I feel like both the misunderstandings I have about the cylinder and the cone stem from the same thing, something about the transition to the new coordinate system that suddenly turns equations in the 3d space to equations in the 2d plane...

 

[tnich]

I get that there is a new $x$ being measured from the new coordinate system (I'll just call it $x'$), what I don't get is how the solution was received. At first we have the equation $x^2+y^2=C^2$, which describes a cylinder. Then all we do is express this equation in terms of a new coordinate system $(αx'+β)^2+y'^2=C^2$ and suddenly it describes only the points on the cylinder which are also on the plain. It's as if he gets rid of the 3rd dimension without ever explaining why, he does it with the conic section too:

In the (*) equation (page 81) he claims "A point $(x,y,z)$ is in the intersection of the cone and the plane if and only if $Mx+B=±C\sqrt{x^2+y^2}$." But one can find infinite points that follow this equation with some random z coordinate that are not in the intersection. All points in the intersection follow this equation but the opposite is not necessarily true. The proper equation to my understanding would be $Mx+B=±C\sqrt{x^2+y^2}=z$

I feel like both the misunderstandings I have about the cylinder and the cone stem from the same thing, something about the transition to the new coordinate system that suddenly turns equations in the 3d space to equations in the 2d plane...

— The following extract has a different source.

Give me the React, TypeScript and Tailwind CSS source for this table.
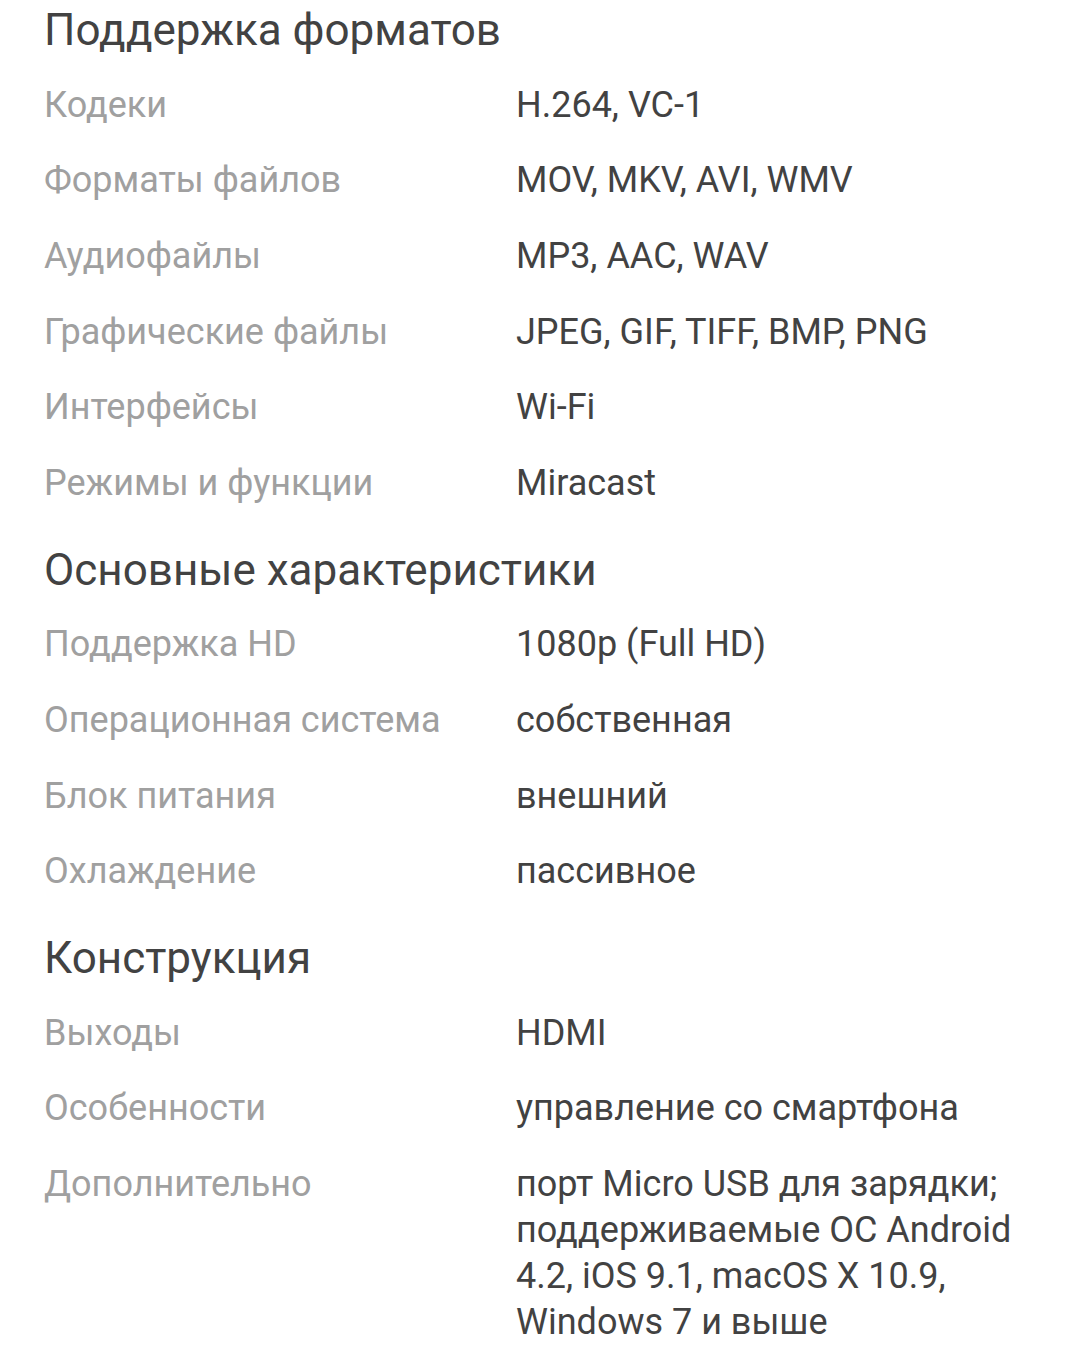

That's exactly what he is trying to do, get the equation of the intersection of the cylinder and the plane. He is trying to express that equation in a coordinate system embedded in the plane. He already showed you how that worked for the plane and the cone, and you didn't seem to have trouble with that. The only difference here is that the variable $z$ does not show up in the equation of the cylinder, so there is not need to express $z$ in terms of $x$, and no need to substitute $\alpha x' + \beta$ for $x$ in the expression for $z$ (because there is no expression for $z$).